Will IPA take off in Australia?
India Pale Ale looks set to continue its outright domination of craft beer in the United States, but Australia’s largest drinks retailer believes price and other factors will stifle the category’s growth back home.
India Pale Ale now has a 26 per cent value share of the independent craft segment in the US, a trend Dogfish Head founder Sam Calagione said has no precedent.
“There’s never been a single impressive – in terms of market share – style moment in the history of our industry, even counting Sierra [Nevada] Pale Ale from 1980 on, that made an impact, an actual dent on market share, to the extent IPA has in the last five years,” he told a Brew Talks event in Philadelphia on Wednesday.
Calagione said he expects further fragmentation of the IPA category into sub-styles including Session IPA, Imperial IPA, Dark IPA, Barrel-Aged IPA, Fruit IPA and more.
Session IPA up 200 per cent
Calagione’s prediction was already borne out in research presented by Brewers Association chief economist Bart Watson in his annual State Of The Industry address at the Craft Brewers Conference 2016 on Thursday morning.
“Session IPA, a relatively new entrant, grew by 200 per cent last year. That’s something that just looking at the [headline] IPA category misses,” Watson said.
“Increasingly just saying that, ‘IPA has a little bit more than a quarter of the category’, doesn’t really tell the story.
“What’s an IPA?… As the people in this room increasingly diversify the beers they are making, these traditional categories are fracturing,” he said.
IPA still a minnow
However, IPA is only the fifth most consumed craft beer style by volume in Dan Murphy’s stores, according to Caitlin Larkins, the retailer’s business manager – craft beer.
“IPA, although it is number five, it is a relatively small part of the craft market in Australia… Under eight per cent of total craft,” she said.
“A lot of that is to do with the fact that the tax that we pay makes it really expensive.
“Ballast Point Sculpin, by the time that hits our shores in Australia… you’re going to be paying almost $30 a six-pack,” Larkin told incredulous American brewers in a CBC seminar.
“It’s kind of the ‘pointy end’ of the market that are able to afford that.”
Unlike the Brewers Association, Dan Murphy’s includes multinational-owned brands in its craft beer data.
IPA may have a more impressive share of Australia’s independent craft segment than the eight per cent called out by Dan Murphy’s, if such data were available.

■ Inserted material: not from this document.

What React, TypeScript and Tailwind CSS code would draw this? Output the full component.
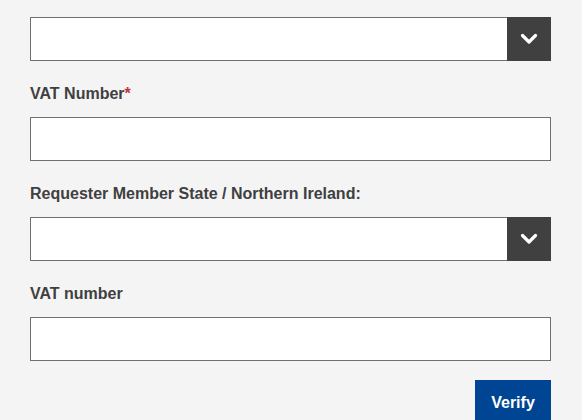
import React from 'react';

function Chevron() {
  return (
    <svg width="18" height="12" viewBox="0 0 18 12" fill="none">
      <path d="M2.5 2.5 L9 9 L15.5 2.5" stroke="#fff" strokeWidth="3.2" strokeLinecap="round" strokeLinejoin="round" />
    </svg>
  );
}

function Select() {
  return (
    <div className="flex h-[44px] w-full">
      <div className="flex-1 border border-[#707070] border-r-0 bg-white" />
      <div className="flex w-[44px] items-center justify-center bg-[#404040]">
        <Chevron />
      </div>
    </div>
  );
}

function Input() {
  return <input type="text" className="block h-[44px] w-full border border-[#707070] bg-white px-3 outline-none" />;
}

function Label({ children, required }: { children: React.ReactNode; required?: boolean }) {
  return (
    <label className="mb-[11px] block pt-px text-[16px] font-bold leading-[24px] text-[#404040]">
      {children}
      {required && <span className="text-[#c8303f]">*</span>}
    </label>
  );
}

export default function App() {
  return (
    <div className="min-h-[420px] bg-[#f4f4f4] pl-[30px] pr-[31px] pt-[17px]" style={{ fontFamily: '"Liberation Sans", Arial, sans-serif' }}>
      <div className="mb-5">
        <Select />
      </div>
      <div className="mb-5">
        <Label required>VAT Number</Label>
        <Input />
      </div>
      <div className="mb-5">
        <Label>Requester Member State / Northern Ireland:</Label>
        <Select />
      </div>
      <div className="mb-[19px]">
        <Label>VAT number</Label>
        <Input />
      </div>
      <div className="flex justify-end">
        <button className="h-[44px] w-[76px] bg-[#004494] pt-px text-[16px] font-bold text-white">Verify</button>
      </div>
    </div>
  );
}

However, beerindustry sources typically estimateindependent craft accounts for just one per cent by volume of the Australian beer market, or thereabouts. This compares with Brewers Association members’ 12 per cent volume share in the US.
Drink driving laws
As well as the price barrier, Larkins pointed out that sessionability is more important in the Australian market, where a 0.05 blood alcohol limit is strictly enforced for drivers and the climate largely favours refreshing, lower alcohol beers.

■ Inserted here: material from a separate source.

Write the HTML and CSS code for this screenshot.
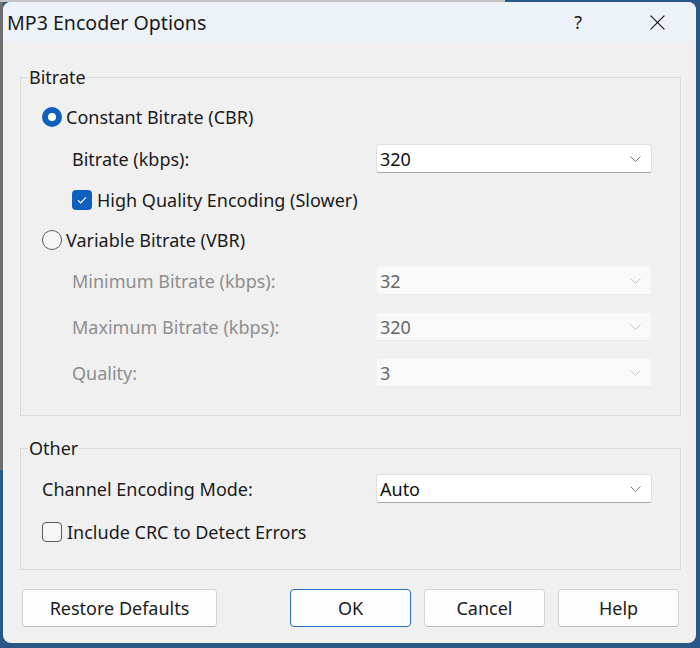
FILE: index.html
```html
<!DOCTYPE html>
<html lang="en">
<head>
<meta charset="utf-8">
<title>MP3 Encoder Options</title>
<link rel="stylesheet" href="styles.css">
</head>
<body>
<div class="window">
  <div class="titlebar">
    <span class="title">MP3 Encoder Options</span>
    <span class="help">?</span>
    <span class="close"><svg width="15" height="15" viewBox="0 0 15 15"><path d="M0.6 0.6 L14.4 14.4 M14.4 0.6 L0.6 14.4" stroke="#1a1a1a" stroke-width="1.2" fill="none"/></svg></span>
  </div>
  <div class="content">
    <fieldset class="group group-bitrate">
      <legend>Bitrate</legend>
      <div class="row">
        <span class="radio checked"></span><span class="opt">Constant Bitrate (CBR)</span>
      </div>
      <div class="row combo-row">
        <span class="label indent">Bitrate (kbps):</span>
        <span class="combo"><span class="value">320</span><svg class="chev" width="11" height="6" viewBox="0 0 11 6"><path d="M0.5 0.5 L5.5 5.5 L10.5 0.5" fill="none" stroke="#7a7a7a" stroke-width="1"/></svg></span>
      </div>
      <div class="row indent">
        <span class="check checked"><svg width="20" height="20" viewBox="0 0 20 20"><path d="M6 10.2 L8.7 12.9 L14 7.4" fill="none" stroke="#fff" stroke-width="1.2"/></svg></span><span class="opt">High Quality Encoding (Slower)</span>
      </div>
      <div class="row row-vbr">
        <span class="radio"></span><span class="opt">Variable Bitrate (VBR)</span>
      </div>
      <div class="row combo-row row-min disabled">
        <span class="label indent">Minimum Bitrate (kbps):</span>
        <span class="combo"><span class="value">32</span><svg class="chev" width="11" height="6" viewBox="0 0 11 6"><path d="M0.5 0.5 L5.5 5.5 L10.5 0.5" fill="none" stroke="#c6c6c6" stroke-width="1"/></svg></span>
      </div>
      <div class="row combo-row disabled">
        <span class="label indent">Maximum Bitrate (kbps):</span>
        <span class="combo"><span class="value">320</span><svg class="chev" width="11" height="6" viewBox="0 0 11 6"><path d="M0.5 0.5 L5.5 5.5 L10.5 0.5" fill="none" stroke="#c6c6c6" stroke-width="1"/></svg></span>
      </div>
      <div class="row combo-row disabled">
        <span class="label indent">Quality:</span>
        <span class="combo"><span class="value">3</span><svg class="chev" width="11" height="6" viewBox="0 0 11 6"><path d="M0.5 0.5 L5.5 5.5 L10.5 0.5" fill="none" stroke="#c6c6c6" stroke-width="1"/></svg></span>
      </div>
    </fieldset>

    <fieldset class="group group-other">
      <legend>Other</legend>
      <div class="row combo-row">
        <span class="label">Channel Encoding Mode:</span>
        <span class="combo"><span class="value">Auto</span><svg class="chev" width="11" height="6" viewBox="0 0 11 6"><path d="M0.5 0.5 L5.5 5.5 L10.5 0.5" fill="none" stroke="#7a7a7a" stroke-width="1"/></svg></span>
      </div>
      <div class="row row-crc">
        <span class="check"></span><span class="opt">Include CRC to Detect Errors</span>
      </div>
    </fieldset>

    <div class="buttons">
      <button class="btn btn-wide">Restore Defaults</button>
      <div class="btn-group">
        <button class="btn btn-default">OK</button>
        <button class="btn">Cancel</button>
        <button class="btn">Help</button>
      </div>
    </div>
  </div>
</div>
</body>
</html>
```

FILE: styles.css
```css
* { box-sizing: border-box; }

html, body {
  margin: 0;
}

body {
  width: 700px;
  height: 648px;
  overflow: hidden;
  padding: 2px 4px 5px 3px;
  font-family: "Noto Sans", "Segoe UI", sans-serif;
  font-size: 18px;
  color: #1b1b1b;
  background:
    linear-gradient(#c4c4c4, #c4c4c4) 0 0 / 505px 2px no-repeat,
    linear-gradient(#6e6e6e, #6e6e6e) 0 0 / 3px 470px no-repeat,
    #2a5886;
}

.window {
  width: 693px;
  height: 641px;
  background: #f0f0f0;
  border-radius: 8px;
  overflow: hidden;
  display: flex;
  flex-direction: column;
}

.titlebar {
  height: 40px;
  flex: none;
  display: flex;
  align-items: center;
  padding: 0 31px 0 4px;
  background: #edf2f8;
}

.title {
  flex: 1;
  font-size: 19.6px;
  color: #1a1a1a;
}

.help {
  margin-right: 68px;
  font-size: 18px;
  color: #1a1a1a;
}

.close svg { display: block; }

.content {
  padding: 25px 15px 0 17px;
  display: flex;
  flex-direction: column;
}

.group {
  margin: 0;
  min-width: 0;
  border: 1px solid #dadada;
  padding: 20px 28px 28px 8px;
  display: flex;
  flex-direction: column;
  gap: 17px;
}

.group legend {
  margin-left: -1px;
  padding: 0 1px;
  line-height: 20px;
  font-size: 18px;
}

.group-other {
  margin-top: 22px;
  padding-top: 16px;
  padding-bottom: 27px;
  gap: 19px;
}

.row {
  display: flex;
  align-items: center;
  height: 20px;
  padding-left: 13px;
  line-height: 20px;
}

.row.indent { padding-left: 43px; }

.combo-row { height: 29px; }

.row-vbr { margin-top: 3px; }
.row-min { margin-top: -1px; }

.label { flex: 1; }
.label.indent { padding-left: 30px; }

.disabled .label { color: #8e8e8e; }

.radio {
  width: 20px;
  height: 20px;
  border-radius: 50%;
  border: 1px solid #5e5e5e;
  background: #f7f7f7;
  margin-right: 4px;
  flex: none;
}

.radio.checked {
  border: 6px solid #0f5fbe;
  background: #ffffff;
}

.check {
  width: 20px;
  height: 20px;
  border-radius: 4px;
  border: 1px solid #5e5e5e;
  background: #f7f7f7;
  margin-right: 5px;
  flex: none;
}

.check.checked {
  border: none;
  background: #0f5fbe;
}

.check svg { display: block; }

.combo {
  width: 276px;
  height: 29px;
  flex: none;
  display: flex;
  align-items: center;
  justify-content: space-between;
  padding: 0 10px 0 3px;
  background: #ffffff;
  border: 1px solid #e0e0e0;
  border-bottom-color: #a9a9a9;
  border-radius: 3px;
  color: #111;
}

.disabled .combo {
  background: #f9f9f9;
  border-color: #f3f3f3;
  border-bottom-color: #ebebeb;
  color: #666666;
}

.chev { display: block; }

.buttons {
  margin-top: 19px;
  padding: 0 2px;
  display: flex;
  justify-content: space-between;
}

.btn-group {
  display: flex;
  gap: 13px;
}

.btn {
  width: 121px;
  height: 38px;
  font-family: inherit;
  font-size: 18px;
  color: #1b1b1b;
  background: #fdfdfd;
  border: 1px solid #d4d4d4;
  border-bottom-color: #b9b9b9;
  border-radius: 4px;
  padding: 0;
}

.btn-wide { width: 195px; }

.btn-default {
  border-color: #2a6cc2;
}
```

“Easy drinking, low bitterness and probably lower ABV are what plays the biggest role in consumption in Australia,” she said.
“We’re seeing a little bit of experimentation in what we call Session IPAs, which is probably a little bit different to what you’re used to in Session IPAs… lower [in alcohol] – probably 3.5 per cent.”

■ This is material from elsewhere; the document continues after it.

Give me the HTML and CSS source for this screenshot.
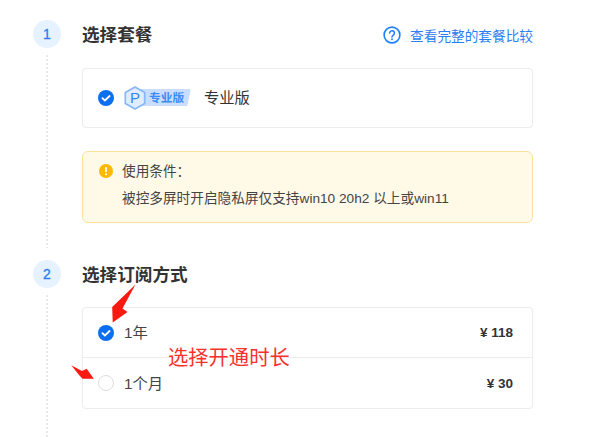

In contrast to Australia, all 50 American states currently have .08 per cent blood alcohol limit for drivers.
However, Sarah Longwell, managing director of the American Beverage Institute, on Thursday warned US brewers that the health lobby has this generous thresholdin its crosshairs.
“You’re going to have to think about what a 0.05 legal limit would do to your business. That is at the beginning of stages now in terms of gestating in Washington,” she told the CBC.
“The fact is, a 120-pound woman… if she drinks one six ounce glass of wine, that’s one IPA [and then] you are about at 0.05 and that allows the public health community to really come down on this industry writ large.”
Positive signs for IPA
Dan Murphy’s Larkins said that while IPA remains small in Australia, the GABS Hottest 100 Craft Beers of 2015 poll – which saw two IPAs make it into the top three – indicates consumers’ tastes are changing.
And the shrewd minds behind Australia’s largest independent craft brewery, Stone & Wood, believe strongly enough in the category’s future that they recently launched an IPA-only brand, Fixation Brewing Co.
Fixation has already graduated to Stone & Wood’s larger production brewery at Murwillumbah and is showing enough promise that it has recently been launched in packaged format.
That IPA will continue to grow in Australia is not in dispute. But will it reach the dizzying heights of the US market, where these full-flavoured, heady brews are ubiquitous even in sports stadia, airports and cinemas?